Well, as the late unfortunate Professor Joad used to say "It all depends what you mean by...." (maths, science, and so on). Within certain limits, you are entitled (like Humpty Dumpty) to use words to mean what you want them to mean. Your readers then have to try to understand what you intend to say. Words do not have an absolute meaning, regardless of context. However, if you want to be understood, you have to take into account what your readers will understand by the words you use. This means conforming to (what you think is) general usage: or if not, producing your own crystal-clear definitions.

So, if you wish, you are entitled to understand science as being entirely based on mathematics. If you do so, then (possibly) you will be entitled to say that taxonomy is not a science. You'd better have a special definition of mathematics, though. If you quote Lord Kelvin, it can sound as if mathematics was solely concerned with counting. That must be wrong. Symmetry - sets - groups - topology - these are all forms of mathematics. Taxonomy (I suppose - I'm not a taxonomist) is about observing similarities and differences among groups of organisms, and classifying them on this basis.
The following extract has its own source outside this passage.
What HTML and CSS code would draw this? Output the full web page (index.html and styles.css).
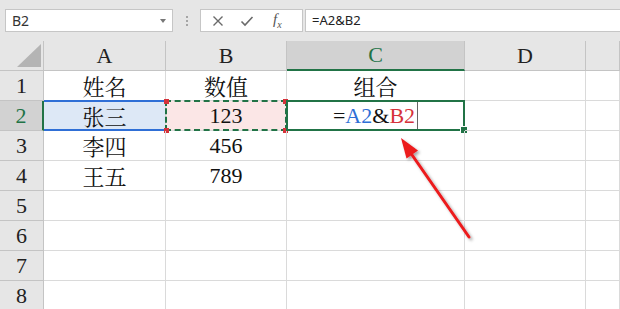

This can lead to inferences about how they evolved. If taxonomy is not a science, what about chemistry? That started as a random collection of facts, which have since been classified and explained (to a steadily increasing degree) by theories of atomic structure. It may not have started as a science, but it's certainly a science now. Is meteorology a science? Or what about....?

Mar 5, 2016 at 1:50 PM | Unregistered Commenterosseo

Dung

You remind me of Ernest Rutherford, who said

"All science is either physics or stamp collecting."